Wherever the string "page" appears in the listing, copy that line.

Data for this exercise
- - - - - - -
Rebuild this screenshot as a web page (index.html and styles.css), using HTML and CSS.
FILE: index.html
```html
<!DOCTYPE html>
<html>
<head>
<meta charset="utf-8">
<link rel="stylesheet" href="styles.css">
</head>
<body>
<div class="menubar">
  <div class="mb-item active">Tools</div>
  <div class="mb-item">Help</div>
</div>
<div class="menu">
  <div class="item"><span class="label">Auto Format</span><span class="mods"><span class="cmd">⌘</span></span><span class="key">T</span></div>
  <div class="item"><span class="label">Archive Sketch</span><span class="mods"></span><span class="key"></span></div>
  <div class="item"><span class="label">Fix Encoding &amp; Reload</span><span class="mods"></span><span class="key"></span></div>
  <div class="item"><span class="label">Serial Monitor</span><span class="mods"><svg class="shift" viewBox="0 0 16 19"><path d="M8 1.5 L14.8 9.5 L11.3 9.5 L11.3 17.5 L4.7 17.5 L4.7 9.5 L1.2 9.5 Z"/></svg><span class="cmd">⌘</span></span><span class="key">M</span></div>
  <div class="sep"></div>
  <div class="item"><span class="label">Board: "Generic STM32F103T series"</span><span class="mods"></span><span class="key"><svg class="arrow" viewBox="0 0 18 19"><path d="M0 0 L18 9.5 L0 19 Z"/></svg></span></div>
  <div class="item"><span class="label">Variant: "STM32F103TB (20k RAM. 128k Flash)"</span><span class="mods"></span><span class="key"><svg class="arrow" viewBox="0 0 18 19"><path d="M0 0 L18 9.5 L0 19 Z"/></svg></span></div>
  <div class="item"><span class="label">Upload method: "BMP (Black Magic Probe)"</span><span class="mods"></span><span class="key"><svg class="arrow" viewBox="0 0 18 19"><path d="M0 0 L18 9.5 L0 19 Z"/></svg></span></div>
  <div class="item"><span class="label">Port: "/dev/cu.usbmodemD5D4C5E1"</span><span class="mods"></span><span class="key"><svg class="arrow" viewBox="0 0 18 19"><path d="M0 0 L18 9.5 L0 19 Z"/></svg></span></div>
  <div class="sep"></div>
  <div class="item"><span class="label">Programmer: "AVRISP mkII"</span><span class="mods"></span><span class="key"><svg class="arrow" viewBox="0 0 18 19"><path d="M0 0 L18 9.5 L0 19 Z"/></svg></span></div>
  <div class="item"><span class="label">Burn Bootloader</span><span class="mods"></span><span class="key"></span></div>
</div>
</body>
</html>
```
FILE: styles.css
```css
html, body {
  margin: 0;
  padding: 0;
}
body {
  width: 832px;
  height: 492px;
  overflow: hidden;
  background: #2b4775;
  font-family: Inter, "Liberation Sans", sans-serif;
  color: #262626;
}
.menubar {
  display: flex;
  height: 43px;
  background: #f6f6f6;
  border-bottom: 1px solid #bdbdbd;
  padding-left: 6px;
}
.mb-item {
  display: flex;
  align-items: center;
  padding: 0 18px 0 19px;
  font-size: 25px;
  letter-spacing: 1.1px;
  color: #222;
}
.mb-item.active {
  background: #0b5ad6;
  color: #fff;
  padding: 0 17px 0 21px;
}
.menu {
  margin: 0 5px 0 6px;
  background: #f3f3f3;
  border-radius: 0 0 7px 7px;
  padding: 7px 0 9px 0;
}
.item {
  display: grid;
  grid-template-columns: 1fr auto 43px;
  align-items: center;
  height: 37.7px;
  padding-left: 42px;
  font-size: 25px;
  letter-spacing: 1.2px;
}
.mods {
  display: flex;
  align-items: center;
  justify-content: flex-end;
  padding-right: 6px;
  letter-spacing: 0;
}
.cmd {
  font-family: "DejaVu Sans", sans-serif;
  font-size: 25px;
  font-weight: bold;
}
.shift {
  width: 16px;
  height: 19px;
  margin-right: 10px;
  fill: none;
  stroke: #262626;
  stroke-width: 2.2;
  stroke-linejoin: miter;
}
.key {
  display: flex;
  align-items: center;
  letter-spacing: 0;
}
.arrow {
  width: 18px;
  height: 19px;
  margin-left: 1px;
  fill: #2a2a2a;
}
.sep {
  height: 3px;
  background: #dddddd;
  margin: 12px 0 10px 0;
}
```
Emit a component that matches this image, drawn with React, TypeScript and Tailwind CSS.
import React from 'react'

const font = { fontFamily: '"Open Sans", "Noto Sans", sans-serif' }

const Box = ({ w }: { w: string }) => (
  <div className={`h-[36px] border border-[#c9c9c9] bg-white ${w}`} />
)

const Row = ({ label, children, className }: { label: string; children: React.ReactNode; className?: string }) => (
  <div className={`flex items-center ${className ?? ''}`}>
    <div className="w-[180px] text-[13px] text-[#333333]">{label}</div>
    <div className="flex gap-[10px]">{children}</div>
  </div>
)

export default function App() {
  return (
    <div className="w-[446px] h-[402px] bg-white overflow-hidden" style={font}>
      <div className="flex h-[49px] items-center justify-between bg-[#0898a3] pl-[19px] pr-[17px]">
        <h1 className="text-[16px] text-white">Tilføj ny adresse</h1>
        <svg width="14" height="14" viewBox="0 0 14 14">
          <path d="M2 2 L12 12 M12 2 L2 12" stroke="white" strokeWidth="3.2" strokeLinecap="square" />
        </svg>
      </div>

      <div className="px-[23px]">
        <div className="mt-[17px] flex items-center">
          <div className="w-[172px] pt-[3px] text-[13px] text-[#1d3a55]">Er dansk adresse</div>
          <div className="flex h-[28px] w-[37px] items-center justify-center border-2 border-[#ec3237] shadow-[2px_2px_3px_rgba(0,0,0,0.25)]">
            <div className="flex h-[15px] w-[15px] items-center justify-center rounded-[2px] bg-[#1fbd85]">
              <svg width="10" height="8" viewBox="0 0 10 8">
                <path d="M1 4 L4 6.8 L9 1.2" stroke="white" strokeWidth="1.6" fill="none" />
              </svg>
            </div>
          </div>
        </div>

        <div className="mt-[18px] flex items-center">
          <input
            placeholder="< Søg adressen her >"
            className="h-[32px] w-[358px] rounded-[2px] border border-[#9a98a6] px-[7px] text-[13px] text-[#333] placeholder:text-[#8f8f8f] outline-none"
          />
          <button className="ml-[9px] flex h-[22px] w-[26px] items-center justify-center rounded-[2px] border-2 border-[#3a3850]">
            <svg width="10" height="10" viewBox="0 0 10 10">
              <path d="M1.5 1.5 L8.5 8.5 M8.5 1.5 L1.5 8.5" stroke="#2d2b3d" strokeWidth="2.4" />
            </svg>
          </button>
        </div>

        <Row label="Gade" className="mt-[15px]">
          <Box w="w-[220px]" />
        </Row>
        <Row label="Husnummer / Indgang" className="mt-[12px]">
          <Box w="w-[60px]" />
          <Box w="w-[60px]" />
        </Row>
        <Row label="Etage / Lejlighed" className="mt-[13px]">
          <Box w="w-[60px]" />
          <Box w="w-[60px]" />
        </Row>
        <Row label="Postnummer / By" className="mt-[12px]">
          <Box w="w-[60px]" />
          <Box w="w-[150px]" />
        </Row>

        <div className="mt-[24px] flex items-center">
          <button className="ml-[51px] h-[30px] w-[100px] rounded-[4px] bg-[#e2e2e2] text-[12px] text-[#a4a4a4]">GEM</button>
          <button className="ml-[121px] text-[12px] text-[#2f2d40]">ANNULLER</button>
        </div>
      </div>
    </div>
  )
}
- - - - - - -
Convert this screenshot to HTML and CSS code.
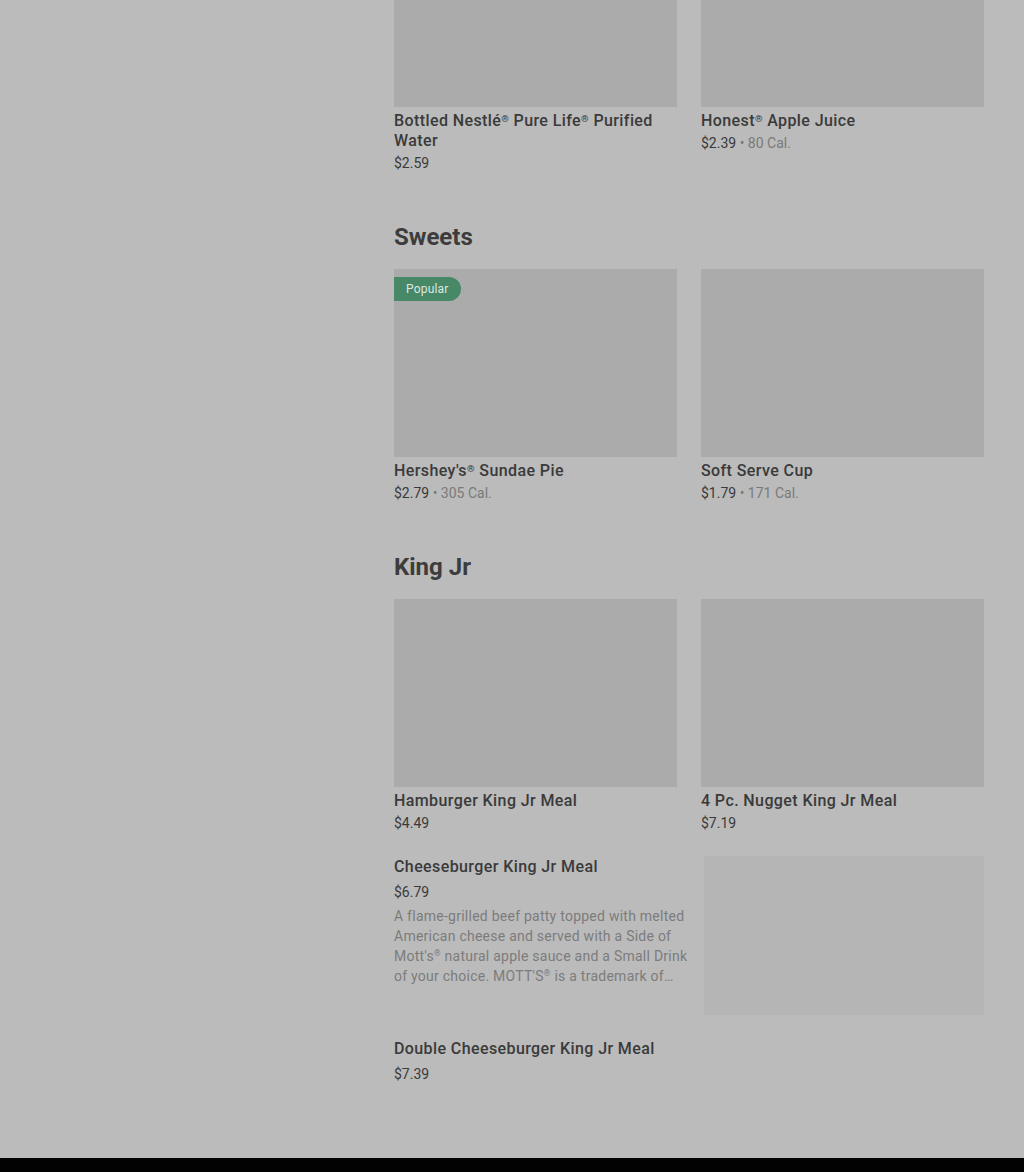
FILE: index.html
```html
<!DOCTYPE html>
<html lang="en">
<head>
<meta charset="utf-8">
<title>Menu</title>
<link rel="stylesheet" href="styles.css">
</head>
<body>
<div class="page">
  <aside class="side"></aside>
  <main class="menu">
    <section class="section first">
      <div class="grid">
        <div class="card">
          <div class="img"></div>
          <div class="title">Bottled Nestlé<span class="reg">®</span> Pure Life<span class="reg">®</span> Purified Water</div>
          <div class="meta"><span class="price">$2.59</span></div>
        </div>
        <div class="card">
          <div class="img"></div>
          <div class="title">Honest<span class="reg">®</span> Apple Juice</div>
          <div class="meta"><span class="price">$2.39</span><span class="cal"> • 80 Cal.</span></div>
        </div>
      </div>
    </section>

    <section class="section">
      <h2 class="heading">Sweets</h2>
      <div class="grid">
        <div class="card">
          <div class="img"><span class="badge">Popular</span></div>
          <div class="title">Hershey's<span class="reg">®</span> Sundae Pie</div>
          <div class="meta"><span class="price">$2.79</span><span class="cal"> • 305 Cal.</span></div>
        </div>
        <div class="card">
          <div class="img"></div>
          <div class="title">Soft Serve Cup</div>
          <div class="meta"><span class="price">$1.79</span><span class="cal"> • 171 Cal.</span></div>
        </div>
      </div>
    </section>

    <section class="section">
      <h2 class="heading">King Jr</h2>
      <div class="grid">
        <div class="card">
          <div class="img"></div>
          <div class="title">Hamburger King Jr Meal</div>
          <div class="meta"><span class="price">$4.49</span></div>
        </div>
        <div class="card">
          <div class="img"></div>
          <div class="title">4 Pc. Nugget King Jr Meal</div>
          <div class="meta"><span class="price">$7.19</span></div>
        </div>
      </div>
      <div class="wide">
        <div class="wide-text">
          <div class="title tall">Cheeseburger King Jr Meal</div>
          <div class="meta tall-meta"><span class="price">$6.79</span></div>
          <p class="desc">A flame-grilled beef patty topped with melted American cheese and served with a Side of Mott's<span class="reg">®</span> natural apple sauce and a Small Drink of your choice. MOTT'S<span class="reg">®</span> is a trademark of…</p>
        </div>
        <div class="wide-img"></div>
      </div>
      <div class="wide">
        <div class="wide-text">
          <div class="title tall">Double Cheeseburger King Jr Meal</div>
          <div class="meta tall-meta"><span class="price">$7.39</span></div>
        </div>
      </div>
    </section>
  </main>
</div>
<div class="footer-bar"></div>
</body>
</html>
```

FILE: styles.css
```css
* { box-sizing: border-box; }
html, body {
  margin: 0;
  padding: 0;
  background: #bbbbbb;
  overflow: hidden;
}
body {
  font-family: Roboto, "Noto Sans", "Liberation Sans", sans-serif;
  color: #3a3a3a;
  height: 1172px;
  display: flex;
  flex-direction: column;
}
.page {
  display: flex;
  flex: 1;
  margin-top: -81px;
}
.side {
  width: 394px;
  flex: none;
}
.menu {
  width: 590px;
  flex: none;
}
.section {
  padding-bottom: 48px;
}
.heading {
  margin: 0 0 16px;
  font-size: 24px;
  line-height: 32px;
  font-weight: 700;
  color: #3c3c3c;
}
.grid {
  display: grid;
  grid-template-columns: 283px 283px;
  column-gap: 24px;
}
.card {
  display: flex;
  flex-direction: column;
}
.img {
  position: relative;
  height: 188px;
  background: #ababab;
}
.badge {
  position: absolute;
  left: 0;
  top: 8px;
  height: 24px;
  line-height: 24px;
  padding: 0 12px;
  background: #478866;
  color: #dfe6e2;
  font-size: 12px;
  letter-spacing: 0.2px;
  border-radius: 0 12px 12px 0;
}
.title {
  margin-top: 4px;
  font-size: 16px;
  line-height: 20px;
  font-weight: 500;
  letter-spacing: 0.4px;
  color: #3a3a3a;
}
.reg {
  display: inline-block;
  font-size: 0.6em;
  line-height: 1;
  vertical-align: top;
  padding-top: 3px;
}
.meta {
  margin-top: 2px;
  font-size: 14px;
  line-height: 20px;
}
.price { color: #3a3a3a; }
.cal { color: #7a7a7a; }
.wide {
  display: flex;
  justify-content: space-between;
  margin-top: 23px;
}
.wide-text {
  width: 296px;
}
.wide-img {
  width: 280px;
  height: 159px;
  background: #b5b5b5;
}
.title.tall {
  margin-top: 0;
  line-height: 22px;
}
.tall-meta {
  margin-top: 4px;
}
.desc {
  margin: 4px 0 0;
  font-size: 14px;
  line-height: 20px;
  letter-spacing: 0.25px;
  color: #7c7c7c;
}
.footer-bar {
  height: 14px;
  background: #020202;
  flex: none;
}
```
- - - - - - -
Written answer
Rebuild this screenshot as a web page (index.html and styles.css), using HTML and CSS.
<div class="page">
.page {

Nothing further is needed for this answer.